# Data:
-- -- --

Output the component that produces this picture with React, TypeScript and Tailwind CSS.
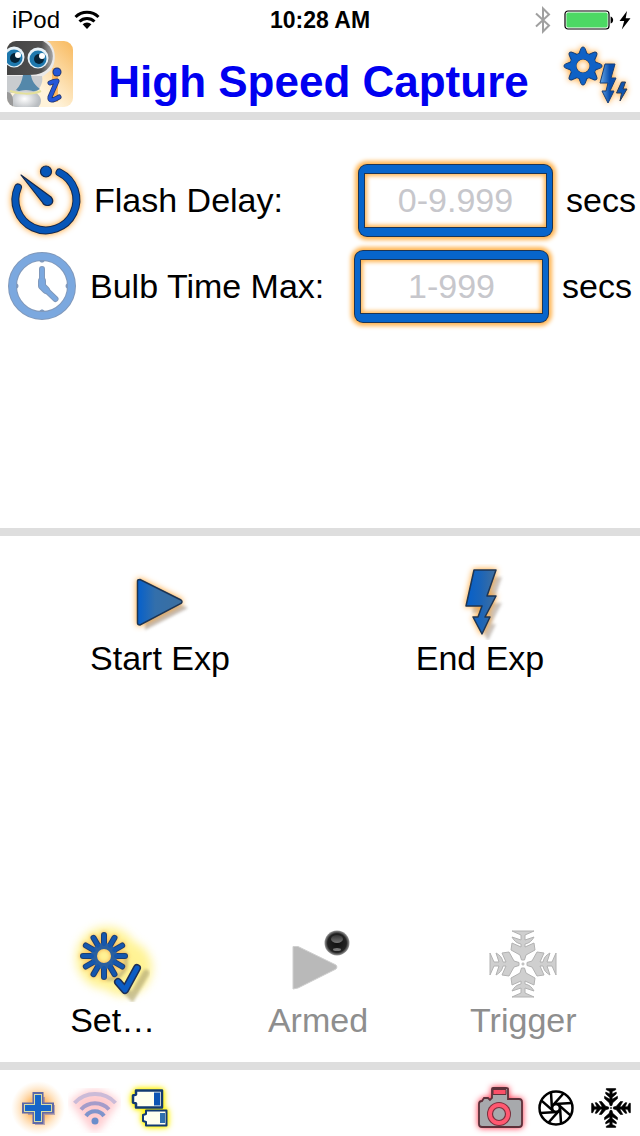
import type { ReactNode } from "react";

const spokes = [0, 30, 60, 90, 120, 150, 180, 210, 240, 270, 300, 330];
const teeth = [0, 45, 90, 135, 180, 225, 270, 315];
const quarters = [0, 90, 180, 270];

const orangeGlow = "drop-shadow-[0_0_3px_#ff9d1f]";

function StatusBar() {
  return (
    <div className="grid h-10 grid-cols-3 items-center px-2 text-black">
      <div className="flex items-center gap-3 pl-1 text-2xl">
        <span>iPod</span>
        <svg width="28" height="20" viewBox="0 0 28 20" aria-hidden="true">
          <g fill="none" stroke="#000" strokeWidth="3">
            <path d="M3.5 7a16.500 16.500 0 0 1 23 0" />
            <path d="M7.500 11.500a10.800 10.800 0 0 1 15 0" />
          </g>
          <path d="M10.600 14.300a6.400 6.400 0 0 1 8.800 0L15 19z" />
        </svg>
      </div>
      <div className="text-center text-[23px] font-bold">10:28 AM</div>
      <div className="flex items-center justify-end">
        <svg width="18" height="28" viewBox="0 0 18 28" aria-hidden="true">
          <path
            d="M2 7.5 15 19.5 9 25.5V2.5L15 8.5 2 20.5"
            fill="none"
            stroke="#a0a0a0"
            strokeWidth="2"
          />
        </svg>
        <svg className="ml-3" width="68" height="20" viewBox="0 0 68 20" aria-hidden="true">
          <rect x="1" y="1" width="44" height="18" rx="3" fill="#fff" stroke="#000" strokeWidth="1.2" />
          <rect x="2.4" y="2.4" width="41.2" height="15.2" rx="1.8" fill="#4cd964" />
          <path d="M46.6 6.5c3.4 1 3.4 6 0 7z" />
          <path d="M63 1 55.5 11h4.7L57.8 19.5 66.5 8.3h-4.8z" />
        </svg>
      </div>
    </div>
  );
}

function RobotIcon() {
  return (
    <svg width="66" height="66" viewBox="0 0 66 66" aria-hidden="true">
      <defs>
        <clipPath id="robotClip">
          <rect width="66" height="66" rx="9" />
        </clipPath>
        <linearGradient id="robotBg" x1="0" x2="1" y1="1" y2="0">
          <stop offset="0.4" stopColor="#fff3da" />
          <stop offset="1" stopColor="#f8b95d" />
        </linearGradient>
        <linearGradient id="robotHead" x1="0" x2="1">
          <stop offset="0" stopColor="#444" />
          <stop offset="0.75" stopColor="#505050" />
          <stop offset="1" stopColor="#a5a5a5" />
        </linearGradient>
        <radialGradient id="robotBody" cx="0.45" cy="0.4">
          <stop offset="0" stopColor="#fff" />
          <stop offset="1" stopColor="#b9bdc1" />
        </radialGradient>
        <filter id="robotBlur">
          <feGaussianBlur stdDeviation="3" />
        </filter>
      </defs>
      <g clipPath="url(#robotClip)">
        <rect width="66" height="66" fill="url(#robotBg)" />
        <path d="M0 0h40c9 5 10 20 4 29L30 40 0 48z" fill="#e9e9e9" />
        <path d="M0 0h36c11 6 12 17 7 25-4 6-11 9-21 9H0z" fill="url(#robotHead)" />
        <path d="M0 35h35c2 8-4 15-8 17H0z" fill="#c9cccf" />
        <path d="M16 34h8c1 7 5 11 9 14-7 4-17 4-24 1 4-4 6-9 7-15z" fill="#5488aa" />
        <ellipse cx="19" cy="60" rx="15" ry="11" fill="url(#robotBody)" />
        <path d="M0 51c4 0 6 4 6 9v6H0z" fill="#999" />
        <path d="M3 50c8 3 22 4 31 0" fill="none" stroke="#e4e09a" strokeWidth="2" />
        <circle cx="7" cy="16" r="10.5" fill="#e8f2f8" />
        <circle cx="7" cy="17" r="8.5" fill="#1e78ad" />
        <circle cx="8" cy="17" r="5" fill="#062337" />
        <circle cx="11" cy="14" r="3" fill="#fff" />
        <circle cx="31" cy="17" r="10.5" fill="#e8f2f8" />
        <circle cx="31" cy="18" r="8.5" fill="#1e78ad" />
        <circle cx="32" cy="18" r="5" fill="#062337" />
        <circle cx="35" cy="15" r="3" fill="#fff" />
        <path d="M50 30 46 58" stroke="#ffb253" strokeWidth="13" strokeLinecap="round" filter="url(#robotBlur)" />
        <g fill="none" stroke="#23366f" strokeWidth="5" strokeLinecap="round" strokeLinejoin="round">
          <path d="M43 42q4-2 7-2L43 56q-1 6 9 0" />
          <path d="M50 31v.1" strokeWidth="9" />
        </g>
        <g fill="none" stroke="#2457d8" strokeWidth="3.5" strokeLinecap="round" strokeLinejoin="round">
          <path d="M43 42q4-2 7-2L43 56q-1 6 9 0" />
          <path d="M50 31v.1" strokeWidth="7" />
        </g>
      </g>
    </svg>
  );
}

function FlashSettingsIcon() {
  return (
    <svg className="drop-shadow-[0_0_3px_#ff9d1f]" width="76" height="68" viewBox="0 0 76 68" aria-hidden="true">
      <defs>
        <linearGradient id="smallBolt" x1="0" x2="1">
          <stop offset="0" stopColor="#6aabea" />
          <stop offset="0.6" stopColor="#0a4fae" />
        </linearGradient>
      </defs>
      <g fill="#0f62c6" stroke="#173f78" strokeWidth="1" strokeLinejoin="round">
        {teeth.map((a) => (
          <path key={a} d="M18 16 21 8.5Q21.5 7 23 7t2 1.5L28 16z" transform={`rotate(${a} 23 26)`} />
        ))}
      </g>
      <circle cx="23" cy="26" r="10" fill="none" stroke="#173f78" strokeWidth="7" />
      <circle cx="23" cy="26" r="10" fill="none" stroke="#0f62c6" strokeWidth="6" />
      {teeth.map((a) => (
        <path key={a} d="M19 16 22 8.500h2L27 16z" fill="#0f62c6" transform={`rotate(${a} 23 26)`} />
      ))}
      <path
        d="M45 24h10l-4 14h5L50 51h4l-6 12-6-12h4l2-8h-8z"
        fill="url(#smallBolt)"
        stroke="#173f78"
        strokeWidth="1"
      />
      <path d="M61.500 42h4l-2.500 7h4L60 61l1.500-8h-5z" fill="#0f55b0" stroke="#2c3c55" strokeWidth="1" />
    </svg>
  );
}

function TimerIcon() {
  return (
    <svg className={orangeGlow} width="76" height="76" viewBox="0 0 76 76" aria-hidden="true">
      <g fill="none" strokeLinecap="round">
        <path d="M51.500 10.500A30.500 30.500 0 1 1 10 25.500" stroke="#14294f" strokeWidth="8" />
        <path d="M51.500 10.500A30.500 30.500 0 1 1 10 25.500" stroke="#0756b8" strokeWidth="6" />
      </g>
      <g fill="#0756b8" stroke="#14294f" strokeWidth="1.2">
        <circle cx="38" cy="9.500" r="5.500" />
        <path d="M13 13 43 35c3.500 4 1.500 8.500-4 8.500-2.500 0-3.500-1-4.500-3z" strokeLinejoin="round" />
      </g>
    </svg>
  );
}

function ClockIcon() {
  return (
    <svg width="72" height="72" viewBox="0 0 72 72" aria-hidden="true">
      <circle cx="34" cy="36" r="29.500" fill="#fff" stroke="#8199bb" strokeWidth="9" />
      <circle cx="34" cy="36" r="29.500" fill="none" stroke="#7ba8df" strokeWidth="7" />
      {quarters.map((a) => (
        <path key={a} d="M31.500 10v1c1 2 4 2 5 0v-1z" fill="#7f99bd" transform={`rotate(${a} 34 36)`} />
      ))}
      <g fill="none" strokeLinecap="round" strokeLinejoin="round">
        <path d="M34 19v17l13.500 13" stroke="#8199bb" strokeWidth="6" />
        <path d="M34 31v5l4 4" stroke="#8199bb" strokeWidth="8" />
        <path d="M34 19v17l13.500 13" stroke="#7ba8df" strokeWidth="4" />
        <path d="M34 31v5l4 4" stroke="#7ba8df" strokeWidth="6" />
      </g>
    </svg>
  );
}

function PlayIcon() {
  return (
    <svg width="76" height="76" viewBox="0 0 76 76" aria-hidden="true">
      <defs>
        <linearGradient id="playFill" x1="0" x2="1">
          <stop offset="0" stopColor="#0560cc" />
          <stop offset="0.4" stopColor="#336fab" />
          <stop offset="1" stopColor="#3c6f9f" />
        </linearGradient>
        <filter id="playShade">
          <feGaussianBlur stdDeviation="1.5" />
        </filter>
      </defs>
      <path d="M23 25 66 44 23 66z" fill="#a99f97" opacity=".7" filter="url(#playShade)" />
      <path
        className={orangeGlow}
        d="M18 15.500 59 36q2 1.500 0 3.500L18 61q-2.500 0-2.500-2V17q0-1.500 2.500-1.500z"
        fill="url(#playFill)"
        stroke="#1d3554"
        strokeWidth="1.5"
      />
    </svg>
  );
}

const boltPath = "M32 6h22l-9 26h9L43 53h5l-8 17-9-17h5l4-11H24z";

function BoltIcon() {
  return (
    <svg width="76" height="76" viewBox="0 0 76 76" aria-hidden="true">
      <defs>
        <linearGradient id="boltFill" x1="0" x2="1">
          <stop offset="0" stopColor="#0560cc" />
          <stop offset="0.5" stopColor="#1c65b8" />
          <stop offset="1" stopColor="#416f9d" />
        </linearGradient>
        <filter id="boltShade">
          <feGaussianBlur stdDeviation="1.5" />
        </filter>
      </defs>
      <path d={boltPath} transform="translate(6 7)" fill="#a99f97" opacity=".6" filter="url(#boltShade)" />
      <path
        className={orangeGlow}
        d={boltPath}
        fill="url(#boltFill)"
        stroke="#1d3554"
        strokeWidth="1.5"
        strokeLinejoin="round"
      />
    </svg>
  );
}

function SetIcon() {
  return (
    <svg className="overflow-visible" width="90" height="76" viewBox="0 0 90 76" aria-hidden="true">
      <defs>
        <filter id="setGlow" x="-50%" y="-50%" width="200%" height="200%">
          <feGaussianBlur stdDeviation="5" />
        </filter>
        <filter id="setShade">
          <feGaussianBlur stdDeviation="1.5" />
        </filter>
      </defs>
      <g fill="#fff07a" opacity=".8" filter="url(#setGlow)">
        <circle cx="39" cy="32" r="31" />
        <circle cx="56" cy="42" r="28" />
      </g>
      <g fill="none" stroke="#b5ab78" opacity=".7" filter="url(#setShade)" strokeLinecap="round">
        <path d="m56 63 8 8 14-24" strokeWidth="7" />
        <path d="M56 28c6 14-4 26-16 25" strokeWidth="4" />
      </g>
      <g className="drop-shadow-[0_0_2px_#f5a94a]" fill="none" strokeLinecap="round">
        <g stroke="#1d3f73" strokeWidth="6">
          {spokes.map((a) => (
            <path key={a} d="M36 18V9" transform={`rotate(${a} 36 30)`} />
          ))}
        </g>
        <circle cx="36" cy="30" r="10" stroke="#2a5f9f" strokeWidth="6" />
        <g stroke="#1557ae" strokeWidth="4">
          {spokes.map((a) => (
            <path key={a} d="M36 18V9" transform={`rotate(${a} 36 30)`} />
          ))}
        </g>
      </g>
      <g fill="none" strokeLinecap="round" strokeLinejoin="round">
        <path d="m50 56 7 8 12-22" stroke="#1d2f55" strokeWidth="8" />
        <path d="m50 56 7 8 12-22" stroke="#0b5cc4" strokeWidth="5" />
      </g>
    </svg>
  );
}

function ArmedIcon() {
  return (
    <svg width="76" height="76" viewBox="0 0 76 76" aria-hidden="true">
      <defs>
        <radialGradient id="armedBall">
          <stop offset="0" stopColor="#111" />
          <stop offset="0.75" stopColor="#222" />
          <stop offset="1" stopColor="#9a9a9a" />
        </radialGradient>
        <linearGradient id="armedShine" x1="0" x2="0" y1="0" y2="1">
          <stop offset="0" stopColor="#333" />
          <stop offset="1" stopColor="#777" />
        </linearGradient>
      </defs>
      <path d="M13 20.500h5L56 39q2 2 0 4L18 62l-5 1z" fill="#b9b9b9" stroke="#cfcfcf" strokeWidth="1" />
      <circle cx="57" cy="17" r="12.500" fill="url(#armedBall)" />
      <ellipse cx="57" cy="13" rx="6" ry="4" fill="url(#armedShine)" />
      <ellipse cx="57" cy="23.500" rx="4" ry="1.500" fill="#777" />
    </svg>
  );
}

const frostArm =
  "M-11-33H11L2-29V-24L11-27Q8-21 2-20V-17L11-21 12-14 3-9 1.5-4H-1.5L-3-9-12-14-11-21-2-17V-20Q-8-21-11-27L-2-24V-29Z";
const darkArm =
  "M-8-33H8V-31L2-28V-24L9-27V-24L2-18V-15L11-20V-16L3-9 1.5-4H-1.5L-3-9-11-16V-20L-2-15V-18L-9-24V-27L-2-24V-28L-8-31Z";

function Snowflake({ size, arm, fill, stroke }: { size: number; arm: string; fill: string; stroke: string }) {
  return (
    <svg width={size} height={size} viewBox="-34 -34 68 68" aria-hidden="true">
      <g fill={fill} stroke={stroke} strokeWidth="1">
        {quarters.map((a) => (
          <path key={a} d={arm} transform={`rotate(${a})`} />
        ))}
      </g>
      <circle r="1.2" fill={fill} stroke={stroke} strokeWidth=".6" />
    </svg>
  );
}

function PlusIcon() {
  return (
    <svg className="overflow-visible" width="56" height="56" viewBox="0 0 56 56" aria-hidden="true">
      <defs>
        <radialGradient id="plusGlow">
          <stop offset="0.4" stopColor="#ffb45c" stopOpacity=".85" />
          <stop offset="1" stopColor="#ffd9a8" stopOpacity="0" />
        </radialGradient>
      </defs>
      <circle cx="28" cy="28" r="27" fill="url(#plusGlow)" />
      <path d="M30 17v28M18 30h27" stroke="#8d7fa8" strokeWidth="10" opacity=".6" />
      <path d="M28 12v32M12 28h32" stroke="#5f69a8" strokeWidth="11" />
      <path d="M28 14v28M14 28h28" stroke="#d9dda4" strokeWidth="8" />
      <path d="M28 15v26M15 28h26" stroke="#1666c9" strokeWidth="6" />
    </svg>
  );
}

function WirelessIcon() {
  return (
    <svg className="overflow-visible" width="56" height="56" viewBox="0 0 56 56" aria-hidden="true">
      <defs>
        <filter id="wirelessGlow">
          <feGaussianBlur stdDeviation="3.5" />
        </filter>
      </defs>
      <path
        d="M7 22q21-20 43 0L33 47q-4 4-8 0z"
        fill="#ffb9bd"
        stroke="#ffc8cc"
        strokeWidth="6"
        opacity=".75"
        filter="url(#wirelessGlow)"
      />
      <g fill="none" strokeWidth="4">
        <path d="M8.500 23a28 28 0 0 1 41 0" stroke="#cbbbd8" />
        <path d="M15 29.500a19 19 0 0 1 28 0" stroke="#a49cca" />
        <path d="M20 36a11 11 0 0 1 18 0" stroke="#7f94cb" />
      </g>
      <circle cx="29" cy="41" r="3.500" fill="#6b8dcb" />
    </svg>
  );
}

function BatteriesIcon() {
  return (
    <svg
      className="drop-shadow-[0_0_3px_#fff200]"
      width="56"
      height="56"
      viewBox="0 0 56 56"
      aria-hidden="true"
    >
      <g className="drop-shadow-[0_0_2px_#fff200]" fill="#fffff0" stroke="#123a72" strokeLinejoin="round">
        <path d="M14 10.500h26v17H14v-4l-3-1v-7l3-1z" strokeWidth="2.5" />
        <path d="M24 30.500h20.500v15H24v-3.500l-3-1v-6l3-1z" strokeWidth="2" />
      </g>
      <path d="M32 12.500h6v13h-6z" fill="#0d55b4" />
      <path d="M38 33h5v10h-5z" fill="#2e6fae" />
    </svg>
  );
}

function CameraIcon() {
  return (
    <svg
      className="drop-shadow-[0_0_3px_#ff2742]"
      width="56"
      height="56"
      viewBox="0 0 56 56"
      aria-hidden="true"
    >
      <path
        d="M8 24q0-3 3-3l2-3h4l2 2 2-2V9q0-1 1-1h13q2 0 2 1v10h11q3 0 3 3v22q0 3-3 3H11q-3 0-3-3z"
        fill="#a7a9ac"
        stroke="#5d3039"
        strokeWidth="1.8"
      />
      <path d="M22 9.500h13v5H22z" fill="#fb4f68" stroke="#5d3039" strokeWidth="1" />
      <circle cx="28" cy="34" r="12" fill="#7a2f3c" />
      <circle cx="28" cy="34" r="11" fill="#ff5870" />
      <circle cx="28" cy="34" r="6.500" fill="#a7a9ac" stroke="#7a2f3c" strokeWidth="1.2" />
    </svg>
  );
}

function ApertureIcon() {
  return (
    <svg width="56" height="56" viewBox="0 0 56 56" aria-hidden="true">
      <g fill="none" stroke="#000">
        <circle cx="29" cy="28" r="16.500" strokeWidth="2.5" />
        <circle cx="29" cy="28" r="4" strokeWidth="2.5" />
        {teeth.map((a) => (
          <path key={a} d="M25 29 24 12.500" strokeWidth="2.5" transform={`rotate(${a} 29 28)`} />
        ))}
      </g>
    </svg>
  );
}

function Divider() {
  return <hr className="h-2 shrink-0 border-0 bg-[#dedede]" />;
}

function TimeField(props: {
  id: string;
  label: string;
  placeholder: string;
  icon: ReactNode;
  className: string;
}) {
  return (
    <div className={`flex h-[86px] items-center gap-[10px] pl-2 ${props.className}`}>
      {props.icon}
      <label htmlFor={props.id} className="flex-1 whitespace-nowrap">
        {props.label}
      </label>
      <input
        id={props.id}
        type="text"
        placeholder={props.placeholder}
        className="h-[71px] w-[193px] rounded-lg border-x-[5px] border-y-[8px] border-[#0765cb] bg-white text-center shadow-[0_0_0_1px_#1d3554,0_0_4px_4px_#ffb450,inset_0_0_0_1px_#1d3554,inset_0_0_4px_3px_#ffb450] placeholder:text-[#c7c7cc]"
      />
      <span className="ml-1 w-[70px]">secs</span>
    </div>
  );
}

function Action({ label, icon, disabled }: { label: string; icon: ReactNode; disabled?: boolean }) {
  return (
    <button type="button" disabled={disabled} className="flex flex-col items-center disabled:text-[#8e8e8e]">
      <span className="flex h-[76px] items-center">{icon}</span>
      <span className="leading-9">{label}</span>
    </button>
  );
}

export default function App() {
  return (
    <div className="flex min-h-screen flex-col bg-white font-['Liberation_Sans',Arial,sans-serif] text-[34px] text-black">
      <StatusBar />
      <header className="flex h-[72px] items-start pr-1 pl-[7px]">
        <button type="button" aria-label="Info" className="mt-px">
          <RobotIcon />
        </button>
        <h1 className="mt-[18px] flex-1 pl-1 text-center text-[44px] leading-[48px] font-bold whitespace-nowrap text-[#0000f0]">
          High Speed Capture
        </h1>
        <button type="button" aria-label="Flash settings">
          <FlashSettingsIcon />
        </button>
      </header>
      <Divider />

      <section className="min-h-[408px] pt-[37px]">
        <TimeField id="flash-delay" label="Flash Delay:" placeholder="0-9.999" icon={<TimerIcon />} className="pr-1" />
        <TimeField id="bulb-time" label="Bulb Time Max:" placeholder="1-999" icon={<ClockIcon />} className="pr-2" />
      </section>
      <Divider />

      <main className="flex flex-1 flex-col justify-between gap-8 pt-7 pb-6">
        <div className="grid grid-cols-2">
          <Action label="Start Exp" icon={<PlayIcon />} />
          <Action label="End Exp" icon={<BoltIcon />} />
        </div>
        <div className="grid grid-cols-3 pr-[14px] pl-[10px]">
          <Action label="Set…" icon={<SetIcon />} />
          <Action label="Armed" icon={<ArmedIcon />} disabled />
          <Action
            label="Trigger"
            icon={<Snowflake size={68} arm={frostArm} fill="#cfcfcf" stroke="#b2b2b2" />}
            disabled
          />
        </div>
      </main>
      <Divider />

      <footer className="flex h-[66px] items-end justify-between pr-px pl-[10px]">
        <div className="flex">
          <button type="button" aria-label="Add">
            <PlusIcon />
          </button>
          <button type="button" aria-label="Wireless">
            <WirelessIcon />
          </button>
          <button type="button" aria-label="Batteries">
            <BatteriesIcon />
          </button>
        </div>
        <div className="flex">
          <button type="button" aria-label="Camera">
            <CameraIcon />
          </button>
          <button type="button" aria-label="Aperture">
            <ApertureIcon />
          </button>
          <button type="button" aria-label="Freeze" className="flex size-14 items-center justify-center">
            <Snowflake size={40} arm={darkArm} fill="#000" stroke="#000" />
          </button>
        </div>
      </footer>
    </div>
  );
}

-- -- --

# Challenge:
Return exactly what appears from the opening line of the material through the line with "const quarters = [0, 90, 180, 270];", apart from the pictures.

# Task solution:
Output the component that produces this picture with React, TypeScript and Tailwind CSS.
import type { ReactNode } from "react";

const spokes = [0, 30, 60, 90, 120, 150, 180, 210, 240, 270, 300, 330];
const teeth = [0, 45, 90, 135, 180, 225, 270, 315];
const quarters = [0, 90, 180, 270];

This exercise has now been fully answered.